At the same time, he redesigned the incentives for service: a contract system, with infantry paid about US$6,700 a month (assault troops up to a little over US$10,000), and two-year contracts paired with deferment from further conscription after service—giving people a reason to serve rather than merely being forced to.
The problem of people evading service is surely familiar to every Taiwanese too—many dodge it by exploiting various legal loopholes, or even through misconduct such as forged documents. Data-driven methods are, of course, one way to tackle this; doing digitalization well is bound to be far better than not doing it.
A “Just Don’t Let Anything Go Wrong” Mindset: The Challenges Taiwan’s Reform Faces
Separately, although Taiwan’s reserve-mobilization system has been reformed in recent years, with training days extended, the digital tracking of the mobilization funnel—how many people are at each stage, and where they are lost—remains opaque.
More fundamental is the question of incentives. Taiwan’s service pay, rotation system, and substantive post-discharge protections still fall well short of the incentive structure Fedorov designed—the kind that “lets people plan their own lives.”
At this point, close your eyes and think for a moment. If Taiwan were to emulate Ukraine’s defense ministry, it would surely meet many challenges. Many Taiwanese have served in the military (Taiwan maintains conscription) and remember what the units were like back then; many friends of the same age now have children at the conscription stage, and from them one hears how the military stands today—discipline may have improved somewhat, but it is plainly more laissez-faire and easygoing than before, pursuing little more than keeping out of trouble.

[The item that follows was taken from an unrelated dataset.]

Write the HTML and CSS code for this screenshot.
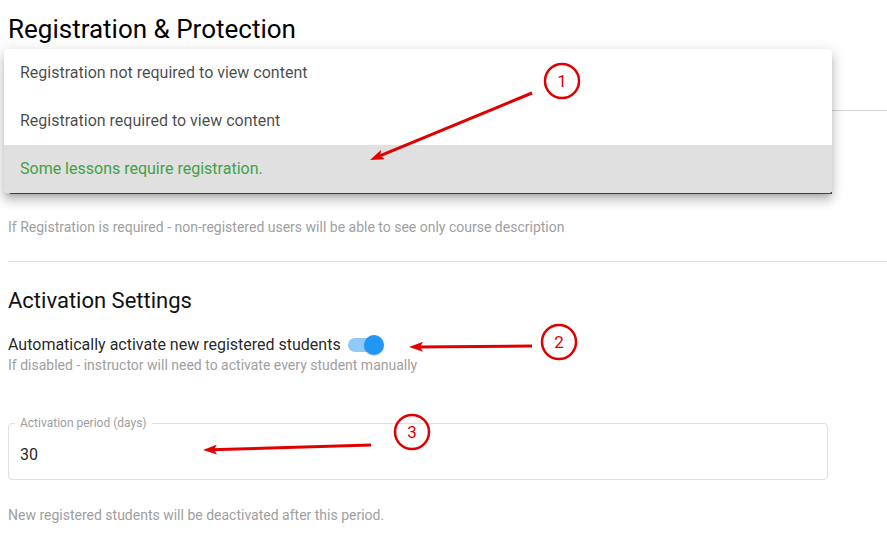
FILE: index.html
```html
<!DOCTYPE html>
<html>
<head>
<meta charset="utf-8">
<link rel="stylesheet" href="styles.css">
</head>
<body>
<div class="page">
  <h2 class="title">Registration &amp; Protection</h2>
  <div class="select-field">
    <div class="field-line"></div>
    <div class="focus-line"></div>
    <ul class="menu">
      <li class="menu-item">Registration not required to view content</li>
      <li class="menu-item">Registration required to view content</li>
      <li class="menu-item selected">Some lessons require registration.</li>
    </ul>
  </div>
  <p class="hint hint-reg">If Registration is required - non-registered users will be able to see only course description</p>
  <hr class="divider">
  <h3 class="subtitle">Activation Settings</h3>
  <div class="switch-row">
    <span class="switch-label">Automatically activate new registered students</span>
    <span class="switch"><span class="track"></span><span class="thumb"></span></span>
  </div>
  <p class="hint hint-switch">If disabled - instructor will need to activate every student manually</p>
  <fieldset class="outlined">
    <legend class="outlined-label">Activation period (days)</legend>
    <div class="outlined-value">30</div>
  </fieldset>
  <p class="hint hint-period">New registered students will be deactivated after this period.</p>
</div>
<svg class="annotations" width="887" height="542" viewBox="0 0 887 542">
  <defs>
    <marker id="head" viewBox="0 0 16 10" refX="6" refY="5" markerWidth="16" markerHeight="10" markerUnits="userSpaceOnUse" orient="auto">
      <path d="M0,0 L14,5 L0,10 L3,5 z" fill="#e00000"/>
    </marker>
  </defs>
  <g fill="none" stroke="#e00000" stroke-width="2.5">
    <circle cx="562" cy="81" r="17"/>
    <circle cx="559" cy="342" r="17"/>
    <circle cx="412" cy="432" r="17"/>
  </g>
  <g stroke="#e00000" stroke-width="3" fill="none">
    <line x1="532" y1="93" x2="377.4" y2="156.9" marker-end="url(#head)"/>
    <line x1="532" y1="346" x2="417" y2="346.9" marker-end="url(#head)"/>
    <line x1="371" y1="445" x2="211" y2="449.8" marker-end="url(#head)"/>
  </g>
  <g fill="#e00000" font-family="Roboto, 'Liberation Sans', sans-serif" font-size="17" text-anchor="middle">
    <text x="562" y="87">1</text>
    <text x="559" y="348">2</text>
    <text x="412" y="438">3</text>
  </g>
</svg>
</body>
</html>
```

FILE: styles.css
```css
html, body {
  margin: 0;
  padding: 0;
  background: #fff;
}
body {
  font-family: Roboto, "Liberation Sans", Arial, sans-serif;
  color: rgba(0, 0, 0, 0.87);
  width: 887px;
  height: 542px;
  overflow: hidden;
  position: relative;
}
.page {
  padding-left: 8px;
}
.title {
  margin: 13px 0 0;
  font-size: 26px;
  line-height: 32px;
  font-weight: 400;
  color: #000;
}
.select-field {
  position: relative;
  height: 150px;
}
.field-line {
  position: absolute;
  left: 0;
  right: 0;
  top: 65px;
  height: 1px;
  background: #d6d6d6;
}
.focus-line {
  position: absolute;
  left: 2px;
  width: 822px;
  top: 147px;
  height: 2px;
  background: #2e7d32;
}
.menu {
  position: absolute;
  left: -4px;
  top: 4px;
  width: 828px;
  margin: 0;
  padding: 0;
  list-style: none;
  background: #fff;
  border-radius: 4px;
  overflow: hidden;
  box-shadow: 0 5px 5px -3px rgba(0,0,0,0.2), 0 8px 10px 1px rgba(0,0,0,0.14), 0 3px 14px 2px rgba(0,0,0,0.12);
}
.menu-item {
  height: 48px;
  line-height: 48px;
  padding-left: 16px;
  font-size: 16px;
  color: rgba(0, 0, 0, 0.72);
}
.menu-item.selected {
  background: #e0e0e0;
  color: #43a047;
}
.hint {
  margin: 0;
  font-size: 14px;
  line-height: 20px;
  color: #a0a0a0;
}
.hint-reg {
  margin-top: 22px;
}
.divider {
  margin: 24px 0 0;
  border: 0;
  height: 1px;
  background: #e0e0e0;
}
.subtitle {
  margin: 25px 0 0;
  font-size: 22px;
  line-height: 28px;
  font-weight: 400;
  color: #111;
}
.switch-row {
  margin-top: 19px;
  display: flex;
  align-items: center;
  height: 22px;
}
.switch-label {
  font-size: 16px;
  line-height: 22px;
  color: rgba(0, 0, 0, 0.87);
}
.switch {
  position: relative;
  width: 36px;
  height: 20px;
  margin-left: 7px;
  display: inline-block;
}
.track {
  position: absolute;
  left: 0;
  top: 3px;
  width: 34px;
  height: 14px;
  border-radius: 7px;
  background: #90caf9;
}
.thumb {
  position: absolute;
  left: 16px;
  top: 0;
  width: 20px;
  height: 20px;
  border-radius: 50%;
  background: #2196f3;
  box-shadow: 0 1px 2px rgba(0,0,0,0.2);
}
.hint-switch {
  margin-top: -1px;
}
.outlined {
  margin: 41px 0 0;
  padding: 13px 11px 12px;
  width: 820px;
  box-sizing: border-box;
  border: 1px solid #e0e0e0;
  border-radius: 4px;
  min-width: 0;
}
.outlined-label {
  margin-left: -5px;
  padding: 0 5px;
  font-size: 12px;
  line-height: 14px;
  color: #9e9e9e;
}
.outlined-value {
  font-size: 16px;
  line-height: 24px;
  color: rgba(0, 0, 0, 0.87);
}
.hint-period {
  margin-top: 25px;
}
.annotations {
  position: absolute;
  left: 0;
  top: 0;
  pointer-events: none;
}
```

Yet when the very form of war worldwide has utterly changed, the threat Taiwan now faces is almost a replica of Ukraine’s—the only difference being that war has not yet broken out. From the start of the Russia-Ukraine war more than four years ago until today, many of Ukraine’s practices are well worth Taiwan’s serious thought. One can only hope Taiwan, too, will carry out reforms to match. Surely that is the shared wish of all Taiwanese.